Cada um deve considerar seriamente o propósito da reunião, que ela deve provocar uma sensação, após o encontro dos amigos, de que cada um tem algo nas mãos que pode colocar nos seus Kelim (vasos), e que não está na forma de "mas não coloques nenhuma nos teus vasos". Cada um deve considerar que, se não se sentar especialmente atento durante a reunião, não só ele próprio perde, mas também corrompe toda a sociedade.
Isso é semelhante ao que está escrito na Midrash (Vayikra Rabbah, Capítulo 4): "Duas pessoas entraram num barco. Uma delas começou a fazer um buraco debaixo de si, no fundo do barco. O seu amigo perguntou: 'Por que estás a furar?' E ele respondeu: 'Por que te importas, eu estou a furar debaixo de mim, não debaixo de ti?' Então ele respondeu: 'Insensato! Vamos ambos afogar-nos juntamente com o barco!'"
E depois de falarem sobre a importância e necessidade da sociedade, começa a ordem da correção: como e com o que podemos reforçar a sociedade para que se torne um único bloco, como está escrito, "E Israel acampou diante do monte" (Êxodo 19), e foi explicado, "como um homem e um coração". A ordem deve ser que qualquer um com uma sugestão que possa melhorar o amor entre os amigos, ela deve ser discutida, mas deve ser aceite por todos os amigos, para que não haja a questão da coerção aqui.
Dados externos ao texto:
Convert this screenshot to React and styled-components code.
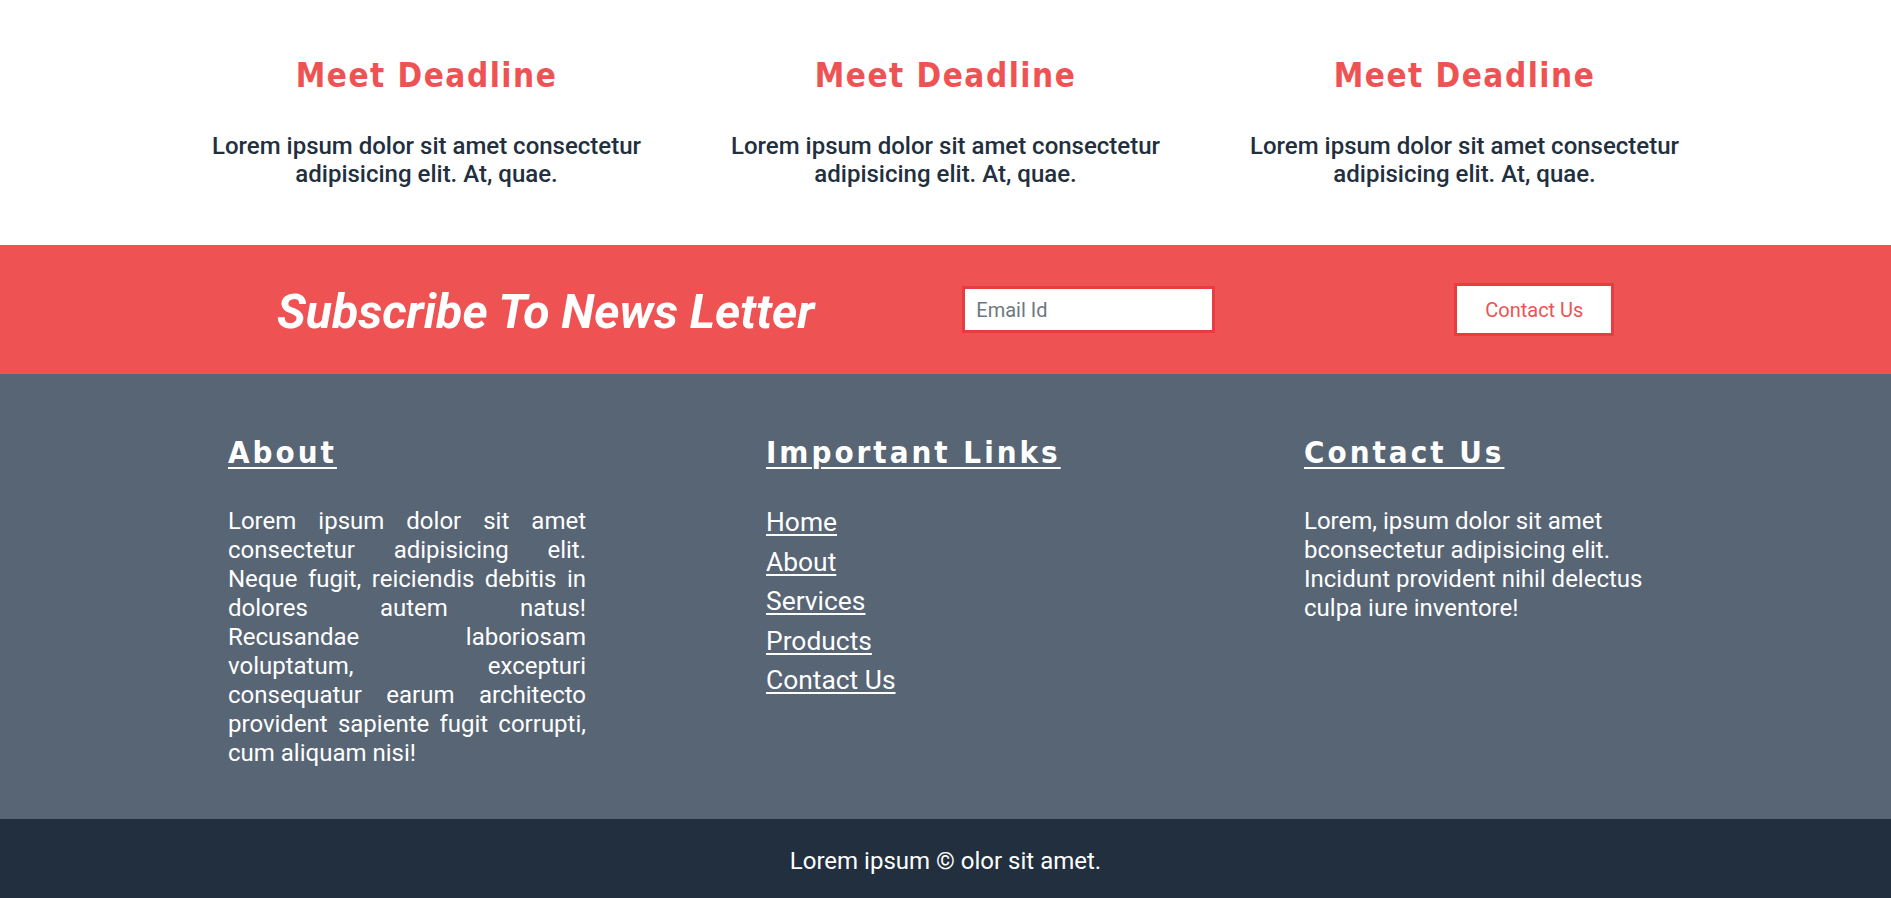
import React from "react";
import styled, { createGlobalStyle } from "styled-components";

const RED = "#ee5253";
const DARK = "#222f3e";
const SLATE = "#576574";

const GlobalStyle = createGlobalStyle`
  * { box-sizing: border-box; }
  body {
    margin: 0;
    font-family: Roboto, "Open Sans", sans-serif;
    background: #fff;
  }
`;

export const Features = styled.section`
  max-width: 1557px;
  margin: 0 auto;
  padding: 56px 0 57px;
  display: grid;
  grid-template-columns: repeat(3, 1fr);
`;

export const Feature = styled.div`
  padding: 0 20px;
  text-align: center;
`;

export const DisplayTitle = styled.h2`
  margin: 0;
  font-family: "DejaVu Sans Condensed", "DejaVu Sans", sans-serif;
  font-weight: 700;
  font-size: ${(p) => p.size || 33}px;
  line-height: ${(p) => p.lh || 40}px;
  letter-spacing: ${(p) => p.spacing || 1.5}px;
  color: ${(p) => p.color || RED};
  text-decoration: ${(p) => (p.underline ? "underline" : "none")};
  text-decoration-thickness: 2px;
  text-underline-offset: 4px;
`;

export const FeatureText = styled.p`
  margin: 36px 0 0;
  font-size: 24px;
  line-height: 28px;
  font-weight: 500;
  color: ${DARK};
`;

export const NewsBar = styled.section`
  height: 129px;
  background: ${RED};
  display: flex;
  align-items: center;
  padding-left: 277px;
`;

export const NewsTitle = styled.h2`
  margin: 0;
  font-size: 48.2px;
  line-height: 56px;
  padding-top: 4px;
  font-style: italic;
  font-weight: 700;
  color: #fff;
  white-space: nowrap;
`;

export const EmailInput = styled.input`
  margin-left: 148px;
  width: 253px;
  height: 47px;
  padding: 0 11px;
  border: 3px solid #e83d40;
  background: #fff;
  font-family: Roboto, sans-serif;
  font-size: 20px;
  color: ${DARK};
  outline: none;
  &::placeholder { color: #6f7780; }
`;

export const ContactButton = styled.button`
  margin-left: 239px;
  width: 160px;
  height: 53px;
  border: 3px solid #e83d40;
  background: #fff;
  font-family: Roboto, sans-serif;
  font-size: 20px;
  color: ${RED};
  cursor: pointer;
`;

export const FooterMain = styled.footer`
  background: ${SLATE};
  padding: 59px 228px 51px;
  display: grid;
  grid-template-columns: repeat(3, 358px);
  column-gap: 180px;
  color: #fff;
`;

export const FooterText = styled.p`
  margin: 36px 0 0;
  font-size: 24px;
  line-height: 29px;
  text-align: ${(p) => (p.justify ? "justify" : "left")};
`;

export const LinkList = styled.nav`
  margin-top: 32px;
  display: flex;
  flex-direction: column;
  align-items: flex-start;
`;

export const FooterLink = styled.a`
  font-size: 26.4px;
  line-height: 39.5px;
  color: #fff;
  text-decoration: underline;
  text-decoration-thickness: 2px;
  text-underline-offset: 3px;
`;

export const BottomBar = styled.div`
  background: ${DARK};
  padding: 28px 0 23px;
  text-align: center;
  color: #fff;
  font-size: 24px;
  line-height: 28px;
`;

const features = [1, 2, 3];
const links = ["Home", "About", "Services", "Products", "Contact Us"];

export default function App() {
  return (
    <>
      <GlobalStyle />
      <Features>
        {features.map((n) => (
          <Feature key={n}>
            <DisplayTitle>Meet Deadline</DisplayTitle>
            <FeatureText>
              Lorem ipsum dolor sit amet consectetur adipisicing elit. At, quae.
            </FeatureText>
          </Feature>
        ))}
      </Features>

      <NewsBar>
        <NewsTitle>Subscribe To News Letter</NewsTitle>
        <EmailInput type="email" placeholder="Email Id" />
        <ContactButton>Contact Us</ContactButton>
      </NewsBar>

      <FooterMain>
        <div>
          <DisplayTitle size={31} lh={38} spacing={3} color="#fff" underline>
            About
          </DisplayTitle>
          <FooterText justify>
            Lorem ipsum dolor sit amet consectetur adipisicing elit. Neque
            fugit, reiciendis debitis in dolores autem natus! Recusandae
            laboriosam voluptatum, excepturi consequatur earum architecto
            provident sapiente fugit corrupti, cum aliquam nisi!
          </FooterText>
        </div>
        <div>
          <DisplayTitle size={31} lh={38} spacing={3} color="#fff" underline>
            Important Links
          </DisplayTitle>
          <LinkList>
            {links.map((l) => (
              <FooterLink key={l} href="#">
                {l}
              </FooterLink>
            ))}
          </LinkList>
        </div>
        <div>
          <DisplayTitle size={31} lh={38} spacing={3} color="#fff" underline>
            Contact Us
          </DisplayTitle>
          <FooterText>
            Lorem, ipsum dolor sit amet bconsectetur adipisicing elit. Incidunt
            provident nihil delectus culpa iure inventore!
          </FooterText>
        </div>
      </FooterMain>

      <BottomBar>Lorem ipsum © olor sit amet.</BottomBar>
    </>
  );
}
Até agora discutimos a ligação entre homem e o amigo, que nos leva à ligação entre o homem e Deus, como está escrito em Matan Torá (A Doação da Torá), p. 137. Conclui-se que, assim como falam sobre a importância do amor entre os amigos, e que toda a sua importância é que nos conduz ao amor do Criador, também devem pensar que o amor entre os amigos deve levar-nos à importância do amor ao Criador.